Starting a small EV scooter rental fleet in India typically requires ₹4–17 lakh, covering fleet cost (₹3–13 lakh for 5–10 scooters), registration, commercial insurance, and initial operations. A franchise model like Bounce Daily reduces upfront complexity with built-in support and a verified rider pipeline.

Is electric scooter business profitable?

Yes, with the right location and customer base. Profitability depends on daily fleet utilisation, rental pricing (₹300-800/day), and keeping operational costs low. Electric scooters have lower running costs (₹0.15-0.50 per km) than petrol bikes (₹2-2.5 per km), which supports better margins.

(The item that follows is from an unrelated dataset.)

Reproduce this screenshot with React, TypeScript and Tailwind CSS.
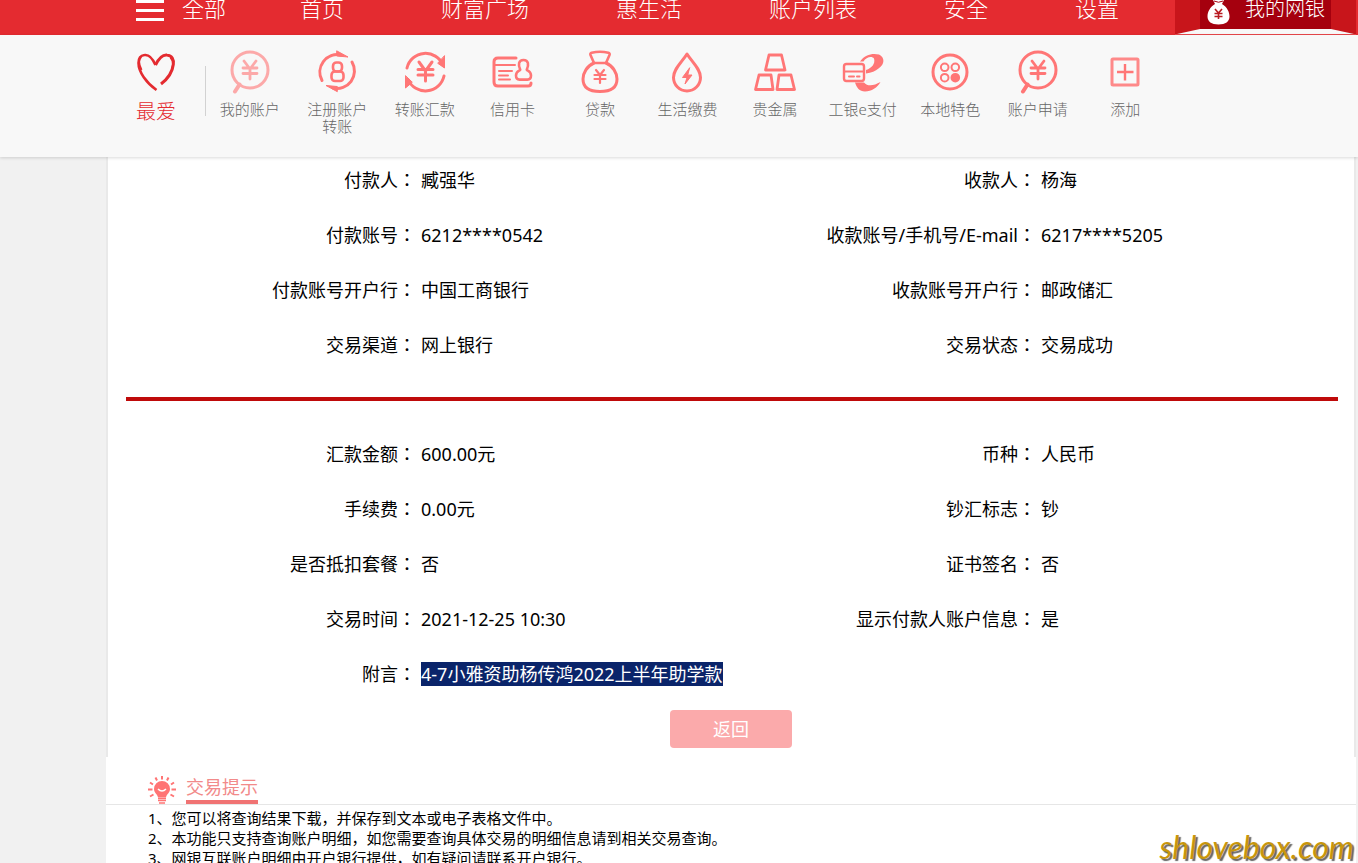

How profitable is a bike rental business?

Profitability varies by city, fleet size, and business model, with industry gross margins typically in the 25-30% range for well-managed operations. EV rentals tend to outperform petrol rentals on per-trip costs due to significantly lower fuel expenses.

How do rental scooters not get stolen?

Common approaches include GPS tracking, app-controlled digital locks, and ID verification at onboarding. In franchise models like Bounce Daily, renters are pre-verified delivery partners, which substantially reduces theft risk — and built-in IoT connectivity enables remote immobilisation if needed.

What is the profit margin of electric scooter dealers?

Scooter dealers earn one-time margins on sales; rental operators earn recurring daily rental income. Margins depend on utilisation rates and cost control, with franchise fleets typically recovering fixed costs within 13–18 months and reaching the 25–30% gross margin range.